Elias Aoude received his Bachelor of Science in Interactive Media Design from The New England Institute of Art, and is currently obtaining his Master's of Science in Interactive Media & Game Development at Worcester Polytechnic Institute. Elias has over five years of experience working with private businesses, start-ups and large organizations, and is currently working on a video game for blind and visually disabled gamers. [article]

Megan R. Brown is a PhD student and associate instructor in the Department of Communication & Culture at Indiana University Bloomington. Her research focuses on representations of science and scientists in visual culture, and the relationship between film and videogames, specifically questions surrounding industry discourses, identity construction, subjectivity, and sensory experience. [article]

Jennifer deWinter is an Assistant Professor of Rhetoric and faculty in the Interactive Media and Game Development program at Worcester Polytechnic Institute. She teaches courses on game studies, game design, and game production and management. Additionally, she co-directs and teaches in the Professional Writing program. She has published on the convergence of anime, manga, and computer games both in their Japanese contexts and in global markets. Her work has appeared in numerous journals, including Works and Days, The Journal of Gaming and Virtual Worlds,Eludamos, Computers and Composition, and Rhetoric Review. Additionally, she is co-editing the soon to be published book Computer Games and Technical Communication: Critical Methods and Applications at the Intersection with Ashgate’s series in Technical Communication and she is the editor for the textbook Videogames for Fountainhead. In collaboration with Carly A. Kocurek, she is launching a new book series with Bloomsbury on Influential Game Designers for which she is writing the inaugural book on Shigeru Miyamoto. [article]

Brendan Gaughen is a PhD candidate in the Department of American Studies at the University of Texas at Austin working in the areas of space and place, material culture, and the everyday. He is currently writing a dissertation exploring the connections between tourism and mobility, practices of collecting, and surveillance. Many formative years were spent hanging out at his dad’s pizza restaurant and arcade, where he was supplied with quarters to make sure the video games were working properly (especially Bubble Bobble). [article]

Carly A. Kocurek is Assistant Professor of Digital Humanities and Media Studies at the Illinois Institute of Technology in Chicago. Her research focuses on the culture and history of video gaming. Her book, a cultural history of the video game arcade in the United States, is forthcoming from the University of Minnesota Press. Previous work has appeared in Game Studies, The Journal of Gaming and Virtual Worlds, Flow, In Media Res, and The New Everyday, and the anthologies Before the Crash: An Anthology of Early Video Game History (Wayne State University Press, 2012), Gaming Globally: Production, Play, and Practice (Palgrave Macmillan, 2012), and Computer Games and Technical Communication: Critical Methods and Applications at the Intersection (Ashgate, 2013). She is co-editor, with Jennifer deWinter, of the Influential Game Designers book series published by Bloomsbury Academic. [article]

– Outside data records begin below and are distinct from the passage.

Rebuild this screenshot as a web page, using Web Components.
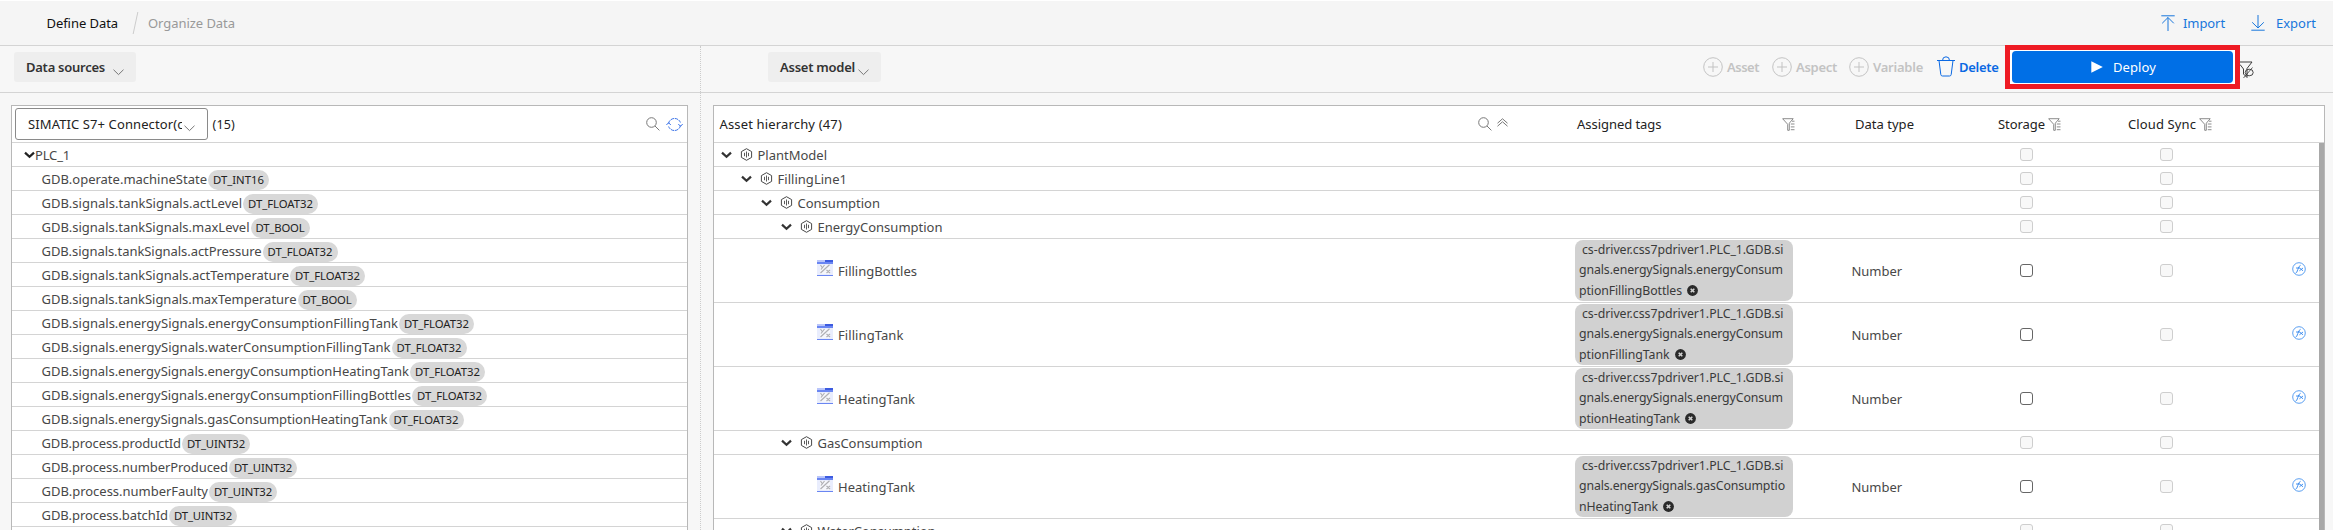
<!DOCTYPE html>
<html lang="en"><head><meta charset="utf-8"><title>Define Data</title>
<style>
html,body{margin:0;height:530px;overflow:hidden;background:#f7f7f7;font-family:"Noto Sans","Liberation Sans",sans-serif}
</style></head><body>
<data-mapper></data-mapper>
<script>
const svg=(w,h,body,vb)=>`<svg width="${w}" height="${h}" viewBox="${vb||`0 0 ${w} ${h}`}" fill="none" stroke="currentColor">${body}</svg>`;
const ICONS={
 down:svg(11,7,'<path d="M.5 .7 5.5 5.6 10.500 .7"/>'),
 fold:svg(11,8,'<path d="M1 1.600 5.500 5.800 10 1.600" stroke-width="2.200"/>'),
 search:svg(14,14,'<circle cx="5.500" cy="5.500" r="4.800"/><path d="M9 9 13.400 13.400"/>'),
 refresh:svg(17,15,'<path d="M2.500 6.500A6.200 6.200 0 0 1 14.400 5.500M14.500 8.500A6.200 6.200 0 0 1 2.600 9.500" stroke-dasharray="3.500 .8"/><path d="M.4 8 2.600 5.700 4.800 8M12.300 7 14.500 9.300 16.700 7"/>'),
 up2:svg(11,9,'<path d="M.5 5.200 5.500 .8 10.500 5.200M.5 8.200 5.500 3.800 10.500 8.200"/>'),
 filter:svg(13,13,'<path d="M.5 .7H11.200L7.300 5.200V12.300H5.700V6.300L.8 .9M8.800 6H12.500M8.800 8.900H12.500M8.800 11.700H12.500M10 3.200H12.500" stroke-width=".85"/>'),
 nofilter:svg(14,18,'<path d="M0 1H12L7 7.500V16.500L3.500 13V8L0 3.500" stroke-width=".95"/><ellipse cx="9.200" cy="11.500" rx="4" ry="3.300" stroke-width=".9"/><path d="M3.500 17 12.500 6.500" stroke-width=".8"/>'),
 plus:svg(20,20,'<circle cx="10" cy="10" r="9.300"/><path d="M10 5V15M5 10H15"/>'),
 trash:svg(18,21,'<path d="M0 4.500H18M2 4.500 3.800 18.500Q4 20 5.500 20H12.500Q14 20 14.200 18.500L16 4.500M5.500 4.500Q5.500 .8 9 .8T12.500 4.500"/>'),
 play:svg(12,12,'<path d="M.3 .3 11.800 6 .3 11.700Z" fill="currentColor" stroke="none"/>'),
 imp:svg(14,16,'<path d="M.3 .8H13.700M7 2.500V16M1.200 8.300 7 2.500 12.800 8.300"/>'),
 exp:svg(14,16,'<path d="M.3 15.200H13.700M7 0V13M1.200 7.300 7 13 12.800 7.300"/>'),
 asset:svg(13,13,'<path d="M6.500 .7 11.600 3.600V9.400L6.500 12.300 1.400 9.400V3.600Z"/><path d="M4.500 4.800V8.200M6.500 3.500V9.500M8.500 4.800V8.200" stroke-width=".9"/>'),
 variable:svg(16,16,'<path d="M0 0H8V2H0Z" fill="#b9c5fa" stroke="none"/><path d="M0 3V16H16V3" fill="#e9edfd" stroke="none"/><path d="M3 5H13V14H3Z" fill="#f6f7fb" stroke="none"/><path d="M8 0H16V2H8Z" fill="#3c5be0" stroke="none"/><path d="M0 2H16V4H0ZM0 15H16V16H0Z" fill="#6a86f2" stroke="none"/><path d="M3.500 13 12.500 4.700M3.500 5 5.500 8M7.500 5 4 9.500M9.500 10 13 13M13 10 9.500 13" stroke="#b0b0b4" stroke-width="1.200"/>'),
 remove:svg(11,11,'<circle cx="5.500" cy="5.500" r="5.400" fill="#2a2a2a" stroke="none"/><path d="M3.700 3.700 7.300 7.300M7.300 3.700 3.700 7.300" stroke="#d1d1d1" stroke-width="1.600"/>'),
 fx:svg(14,14,'<circle cx="7" cy="7" r="6.300" stroke-width=".8"/><path d="M3.500 11.200Q5 11 5.800 7.500T8.600 3.300M4 6H8M7.600 6 11 8.800M11 6 7.400 8.800" stroke-width=".9"/>')
};
class UiIcon extends HTMLElement{connectedCallback(){if(this.shadowRoot)return;this.attachShadow({mode:'open'}).innerHTML=`<style>:host{display:inline-block;flex:none;line-height:0}svg{display:block}</style>${ICONS[this.getAttribute('name')]}`}}
customElements.define('ui-icon',UiIcon);
/* A label that tracks its letters to fill a given width. */
class UiLabel extends HTMLElement{connectedCallback(){if(this.shadowRoot)return;this.attachShadow({mode:'open'}).innerHTML='<style>:host{display:inline-block;flex:none;white-space:pre}</style><span><slot></slot></span>';
 const w=+this.getAttribute('w');if(w){const n=this.shadowRoot.querySelector('span').getBoundingClientRect().width;this.style.letterSpacing=((w-n)/this.textContent.length).toFixed(3)+'px';this.style.width=w+'px'}}}
customElements.define('ui-label',UiLabel);
class UiCheck extends HTMLElement{connectedCallback(){if(this.shadowRoot)return;this.attachShadow({mode:'open'}).innerHTML='<style>:host{display:block;box-sizing:border-box;width:13px;height:13px;border:1px solid #666;border-radius:3px;background:#fff}:host([off]){border-color:#cecece;background:#f8f8f8}</style>'}}
customElements.define('ui-check',UiCheck);
class SourceRow extends HTMLElement{connectedCallback(){if(this.shadowRoot)return;const [t,w,p,pw]=this.getAttribute('row').split('|');
 this.attachShadow({mode:'open'}).innerHTML=`<style>:host{display:flex;align-items:center;height:23px;border-bottom:1px solid #d4d4d4;padding-left:29.500px;font-size:13px;color:#484848}b{font-weight:400;font-size:11.300px;line-height:20px;color:#222;background:#d8d8d8;border-radius:10px;padding:0 5px;height:20px;margin:2px 0 0 1px}</style><ui-label w="${w}">${t}</ui-label><b><ui-label w="${pw}">${p}</ui-label></b>`}}
customElements.define('source-row',SourceRow);
class AssetRow extends HTMLElement{connectedCallback(){if(this.shadowRoot)return;const [lv,t,w]=this.getAttribute('row').split('|');const tag=this.getAttribute('tag');
 this.attachShadow({mode:'open'}).innerHTML=`<style>
 :host{display:grid;grid-template-columns:861px 276.500px 168.500px 140px 132px 1fr;align-items:center;height:${tag?63:23}px;border-bottom:1px solid #d4d4d4;font-size:13px;color:#484848}
 .n{display:flex;align-items:center;padding-left:${tag?103:7+20*lv}px}
 .n ui-icon[name=fold]{color:#333;margin-right:7.500px}.n ui-icon[name=asset]{margin-right:5px}.n ui-icon[name=variable]{margin:-5px 5px 0 0}
 .tag{box-sizing:border-box;width:218px;height:61px;background:#d1d1d1;border-radius:8px;padding:0 4px;font-size:12.300px;line-height:20.300px;color:#3a3a3a}
 .tag div{display:flex;align-items:center;height:20.300px}.tag div:first-child{padding-left:3px}.tag ui-icon{margin-left:5px}
 ui-icon[name=fx]{color:#3187ee}</style>
 <div class="n">${tag?'<ui-icon name="variable"></ui-icon>':'<ui-icon name="fold"></ui-icon><ui-icon name="asset"></ui-icon>'}<ui-label w="${w}">${t}</ui-label></div>
 <div>${tag?`<div class="tag">${tag.split(';').map((l,i)=>{const [s,lw]=l.split('|');return `<div><ui-label w="${lw}">${s}</ui-label>${i==2?'<ui-icon name="remove"></ui-icon>':''}</div>`}).join('')}</div>`:''}</div>
 <div>${tag?'<ui-label w="50.500">Number</ui-label>':''}</div>
 <ui-check ${tag?'':'off'}></ui-check><ui-check off></ui-check><div>${tag?'<ui-icon name="fx"></ui-icon>':''}</div>`}}
customElements.define('asset-row',AssetRow);
class DropButton extends HTMLElement{connectedCallback(){if(this.shadowRoot)return;this.attachShadow({mode:'open'}).innerHTML=`<style>:host{display:flex;box-sizing:border-box;align-items:center;height:30px;border-radius:3px;background:#eee;padding:0 12px;font-size:13px;font-weight:600;color:#333}ui-icon{margin:10px 0 0 auto;color:#777}</style><slot></slot><ui-icon name="down"></ui-icon>`}}
customElements.define('drop-button',DropButton);
const SRC=['GDB.operate.machineState|165.500|DT_INT16|51','GDB.signals.tankSignals.actLevel|200.500|DT_FLOAT32|65','GDB.signals.tankSignals.maxLevel|208|DT_BOOL|49','GDB.signals.tankSignals.actPressure|220|DT_FLOAT32|65','GDB.signals.tankSignals.actTemperature|247.500|DT_FLOAT32|65','GDB.signals.tankSignals.maxTemperature|255|DT_BOOL|49','GDB.signals.energySignals.energyConsumptionFillingTank|356.500|DT_FLOAT32|65','GDB.signals.energySignals.waterConsumptionFillingTank|349|DT_FLOAT32|65','GDB.signals.energySignals.energyConsumptionHeatingTank|367.500|DT_FLOAT32|65','GDB.signals.energySignals.energyConsumptionFillingBottles|369.500|DT_FLOAT32|65','GDB.signals.energySignals.gasConsumptionHeatingTank|346|DT_FLOAT32|65','GDB.process.productId|139.500|DT_UINT32|58','GDB.process.numberProduced|186.500|DT_UINT32|58','GDB.process.numberFaulty|166.500|DT_UINT32|58','GDB.process.batchId|126.500|DT_UINT32|58'];
const L1='cs-driver.css7pdriver1.PLC_1.GDB.si|201.500',L2='gnals.energySignals.energyConsum|204';
const ASSETS=[['0|PlantModel|69.500'],['1|FillingLine1|69.500'],['2|Consumption|82.500'],['3|EnergyConsumption|125'],['4|FillingBottles|79',`${L1};${L2};ptionFillingBottles|103`],['4|FillingTank|65.500',`${L1};${L2};ptionFillingTank|90.500`],['4|HeatingTank|77',`${L1};${L2};ptionHeatingTank|101`],['3|GasConsumption|105'],['4|HeatingTank|77',`${L1};gnals.energySignals.gasConsumptio|206;nHeatingTank|79`],['3|WaterConsumption|118']];
class DataMapper extends HTMLElement{connectedCallback(){if(this.shadowRoot)return;this.attachShadow({mode:'open'}).innerHTML=`<style>
:host{display:flex;flex-direction:column;height:530px;font-size:13px;color:#222;background:#f7f7f7}
header{display:flex;align-items:center;box-sizing:border-box;height:46px;border-top:1px solid #fff;border-bottom:1px solid #d4d4d4;background:#f5f5f5;padding:0 17px 0 46.500px}
.slash{width:1px;height:22px;background:#ccc;transform:skewX(-12deg);margin:0 12.500px 0 16.500px}
.act{color:#1877dc;display:flex;align-items:center}.act ui-label{margin-left:8px}.grow{flex:1}
.bar{display:flex;box-sizing:border-box;height:47px;border-bottom:1px solid #d4d4d4}
.bl,.ml{flex:none;box-sizing:border-box;width:701px;border-right:1px dotted #ccc}
.bl{padding:6px 0 0 14px}.br{flex:1;display:flex;align-items:flex-start;padding:6px 79px 0 67px}
.tools{display:flex;align-items:center;height:29px;font-weight:600;color:#c3c3c3;font-size:13px}
.tools ui-label{margin:0 13px 0 4px}
.tools .del{color:#0b69e3;display:flex;align-items:center}
.red{display:flex;box-sizing:border-box;width:235px;height:44px;border:5px solid #ee1b24;background:#fff;padding:1px 2px 1px 2px;margin-top:-7px}
.deploy{flex:1;display:flex;align-items:center;background:#006fe6;color:#fff;border-radius:4px;padding-left:79px}.deploy ui-label{margin-left:10px}
.main{display:flex;flex:1;min-height:0}.ml{padding:12px 12px 0 11px}.mr{flex:1;padding:12px 8px 0 12px;min-width:0}
.panel{height:450px;border:1px solid #b8b8b8;border-bottom:0;background:#fff;overflow:hidden;box-sizing:border-box}
.h{display:flex;align-items:center;height:36px;border-bottom:1px solid #d4d4d4}
.sel{display:flex;align-items:center;box-sizing:border-box;width:193px;height:32px;border:1px solid #8a8a8a;border-radius:3px;margin:0 4.500px 0 3px;padding:0 12px}
.sel span{width:154px;overflow:hidden;flex:none}.sel ui-icon{margin:8px 0 0 2px;color:#777}
.plc{display:flex;align-items:center;height:23px;border-bottom:1px solid #d4d4d4;padding-left:11.500px;color:#484848}.plc ui-icon{color:#222;margin-right:.500px}
.g{display:grid;grid-template-columns:764px 99px 205px 73px 143px 130px 1fr}.g>div{display:flex;align-items:center}.g ui-icon,.h>ui-icon{color:#777}
.body{display:flex}.rows{flex:1}.sb{width:5px;background:#a8a8a8}
</style>
<header><ui-label w="71.500" style="color:#111">Define Data</ui-label><i class="slash"></i><ui-label w="87" style="color:#999">Organize Data</ui-label><div class="grow"></div>
<div class="act" style="margin-right:26px"><ui-icon name="imp"></ui-icon><ui-label w="42">Import</ui-label></div><div class="act"><ui-icon name="exp"></ui-icon><ui-label w="40" style="margin-left:11px">Export</ui-label></div></header>
<div class="bar"><div class="bl"><drop-button style="width:122px"><ui-label w="79">Data sources</ui-label></drop-button></div>
<div class="br"><drop-button style="width:113px"><ui-label w="75">Asset model</ui-label></drop-button><div class="grow"></div>
<div class="tools"><ui-icon name="plus"></ui-icon><ui-label w="32">Asset</ui-label><ui-icon name="plus"></ui-icon><ui-label w="41" style="margin-right:12px">Aspect</ui-label><ui-icon name="plus"></ui-icon><ui-label w="50" style="margin-right:14px">Variable</ui-label><div class="del"><ui-icon name="trash"></ui-icon><ui-label w="39.500" style="margin:0 6.500px 0 4px">Delete</ui-label></div></div>
<div class="red"><div class="deploy"><ui-icon name="play"></ui-icon><ui-label w="43">Deploy</ui-label></div></div><ui-icon name="nofilter" style="margin:9px 0 0 0;color:#333"></ui-icon></div></div>
<div class="main"><div class="ml"><div class="panel"><div class="h"><div class="sel"><span><ui-label w="155.500">SIMATIC S7+ Connector(c</ui-label></span><ui-icon name="down"></ui-icon></div><ui-label w="22.500" style="font-size:12.500px">(15)</ui-label><div class="grow"></div><ui-icon name="search" style="margin-right:6px"></ui-icon><ui-icon name="refresh" style="color:#3b73e8;margin-right:4px"></ui-icon></div>
<div class="plc"><ui-icon name="fold"></ui-icon><ui-label w="35">PLC_1</ui-label></div>${SRC.map(r=>`<source-row row="${r}"></source-row>`).join('')}</div></div>
<div class="mr"><div class="panel"><div class="h g"><div style="padding-left:5.500px"><ui-label w="122.500">Asset hierarchy (47)</ui-label></div><div><ui-icon name="search" style="margin-right:5px"></ui-icon><ui-icon name="up2" style="margin-top:-4px"></ui-icon></div><div><ui-label w="84.500">Assigned tags</ui-label></div><div><ui-icon name="filter"></ui-icon></div><div><ui-label w="59">Data type</ui-label></div><div><ui-label w="47">Storage</ui-label><ui-icon name="filter" style="margin-left:3px"></ui-icon></div><div><ui-label w="68">Cloud Sync</ui-label><ui-icon name="filter" style="margin-left:3px"></ui-icon></div></div>
<div class="body"><div class="rows">${ASSETS.map(([r,t])=>`<asset-row row="${r}"${t?` tag="${t}"`:''}></asset-row>`).join('')}</div><div class="sb"></div></div></div></div></div>`;
}}
customElements.define('data-mapper',DataMapper);
</script></body></html>
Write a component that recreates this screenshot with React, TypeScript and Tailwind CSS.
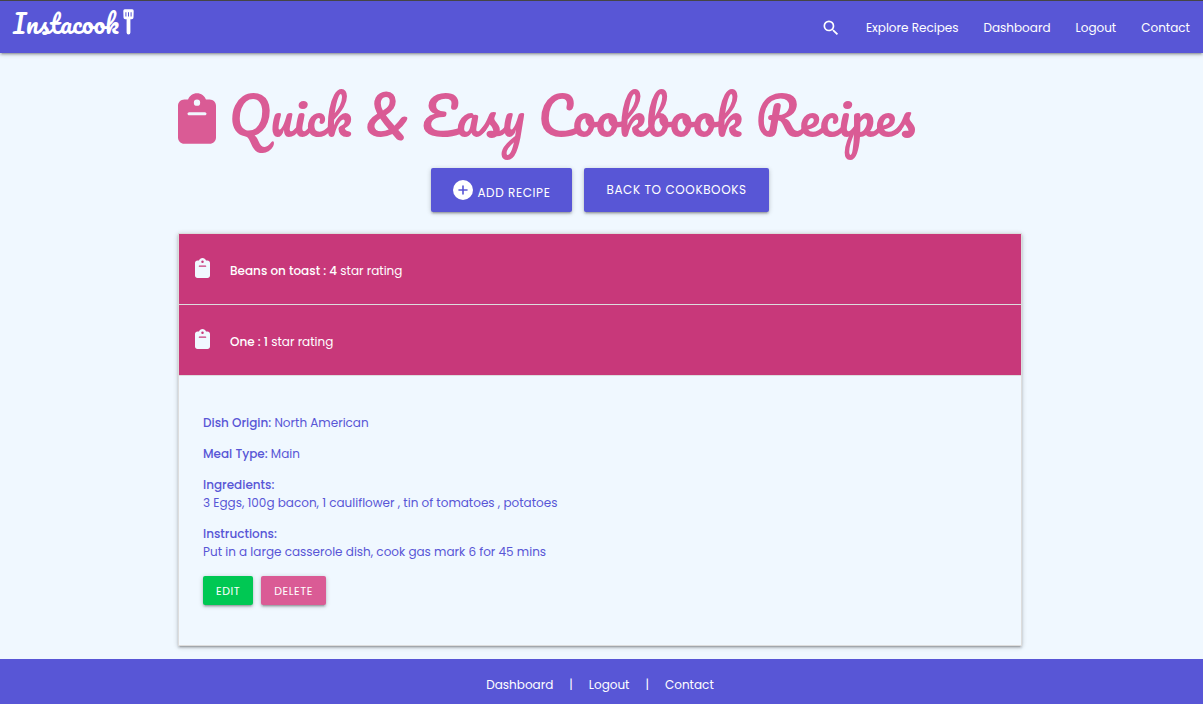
import { FaClipboard } from 'react-icons/fa6';
import { MdSearch } from 'react-icons/md';

const raised =
  'shadow-[0_2px_2px_0_rgba(0,0,0,0.14),0_3px_1px_-2px_rgba(0,0,0,0.12),0_1px_5px_0_rgba(0,0,0,0.2)]';

const script = "font-['Pacifico','Lato',cursive] font-normal";

function Spatula() {
  return (
    <svg viewBox="0 0 11 26" className="h-[26px] w-[11px]" fill="currentColor" aria-hidden="true">
      <path
        fillRule="evenodd"
        d="M1.800 .3h7.400a1.500 1.500 0 0 1 1.500 1.600L10.500 8.500A1.800 1.800 0 0 1 8.700 10.300H7.400V23.600a1.900 1.900 0 0 1-3.800 0V10.300H2.300A1.800 1.800 0 0 1 .5 8.500L.3 1.900A1.500 1.500 0 0 1 1.800 .3ZM2.400 3.200v4.200h1V3.200ZM5 3.200v4.200h1V3.200ZM7.600 3.200v4.200h1V3.200Z"
      />
    </svg>
  );
}

function PlusCircle() {
  return (
    <svg viewBox="0 0 20 20" className="size-5" aria-hidden="true">
      <circle cx="10" cy="10" r="10" fill="currentColor" />
      <path d="M10 6v8M6 10h8" stroke="#5856d6" strokeWidth="1.600" strokeLinecap="round" />
    </svg>
  );
}

const recipes = [
  { name: 'Beans on toast', rating: 4 },
  { name: 'One', rating: 1 },
];

export default function App() {
  return (
    <div className="flex min-h-screen flex-col bg-[#f0f8ff] font-['Poppins','Inter',sans-serif] text-xs text-[#5856d6]">
      <header className={`relative flex h-[53px] items-center justify-between border-t border-[#454545] bg-[#5856d6] px-[13px] text-white ${raised}`}>
        <a href="#home" className="flex items-start gap-1 pb-2">
          <span className={`${script} text-[26px] leading-7`}>Instacook</span>
          <Spatula />
        </a>
        <nav className="flex items-center gap-[25px] pt-px">
          <a href="#search" aria-label="Search">
            <MdSearch className="size-5" />
          </a>
          <a href="#explore">Explore Recipes</a>
          <a href="#dashboard">Dashboard</a>
          <a href="#logout">Logout</a>
          <a href="#contact">Contact</a>
        </nav>
      </header>

      <div className="flex grow justify-center pr-[3px]">
        <main className="w-[844px] max-w-[90%] pt-7 pb-3">
          <h1 className={`flex items-center gap-[13px] text-[#da5b95] ${script} text-[51px] leading-[70px] whitespace-nowrap`}>
            <FaClipboard className="mt-1 h-[51px] w-[38px] shrink-0" />
            Quick &amp; Easy Cookbook Recipes
          </h1>

          <div className="mt-[17px] flex justify-center gap-3 text-white">
            <button type="button" className={`flex h-11 items-center gap-1 rounded-xs bg-[#5856d6] px-[22px] tracking-wider uppercase ${raised}`}>
              <PlusCircle />
              <span className="pt-1.5">Add Recipe</span>
            </button>
            <button type="button" className={`h-11 rounded-xs bg-[#5856d6] px-[22px] tracking-wider uppercase ${raised}`}>
              Back to Cookbooks
            </button>
          </div>

          <section className={`mt-[21px] border border-[#dddddd] ${raised}`}>
            {recipes.map((recipe) => (
              <button
                key={recipe.name}
                type="button"
                className="flex h-[71px] w-full items-center gap-5 border-b border-[#dddddd] bg-[#c8387a] px-4 text-left text-white"
              >
                <FaClipboard className="mb-0.5 h-5 w-[15px] text-[#f0f8ff]" />
                <span className="pt-1">
                  <span className="font-medium">
                    {recipe.name} : {recipe.rating}
                  </span>{' '}
                  star rating
                </span>
              </button>
            ))}
            <div className="flex flex-col gap-[13px] px-6 pt-[38px] pb-10 leading-[18px]">
              <p>
                <strong className="font-medium">Dish Origin:</strong> North American
              </p>
              <p>
                <strong className="font-medium">Meal Type:</strong> Main
              </p>
              <p>
                <strong className="font-medium">Ingredients:</strong>
                <br />3 Eggs, 100g bacon, 1 cauliflower , tin of tomatoes , potatoes
              </p>
              <p>
                <strong className="font-medium">Instructions:</strong>
                <br />
                Put in a large casserole dish, cook gas mark 6 for 45 mins
              </p>
              <div className="mt-0.5 flex gap-2 text-[11px] text-white">
                <button type="button" className={`h-[29px] rounded-xs bg-[#00c853] px-[13px] tracking-wider uppercase ${raised}`}>
                  Edit
                </button>
                <button type="button" className={`h-[29px] rounded-xs bg-[#da5b95] px-[13px] tracking-wider uppercase ${raised}`}>
                  Delete
                </button>
              </div>
            </div>
          </section>
        </main>
      </div>

      <footer className="flex h-[45px] items-center justify-center gap-4 bg-[#5856d6] pt-1.5 pr-[3px] text-white">
        <a href="#dashboard">Dashboard</a>
        <span>|</span>
        <a href="#logout">Logout</a>
        <span>|</span>
        <a href="#contact">Contact</a>
      </footer>
    </div>
  );
}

Alison Gazzard, Ph.D. is Lecturer in Media Arts and Education at the London Knowledge Lab, Institute of Education, UK. She is the author of Mazes in Videogames: Meaning, Metaphor and Design (Jefferson, N.C: McFarland 2013). She has also published her research, which includes location-based media, videogame spaces and time, and British computer game histories in journals such as Game Studies, Convergence: The International Journal of New Media Technologies, Games and Culture and the Journal of Gaming and Virtual Worlds. [article]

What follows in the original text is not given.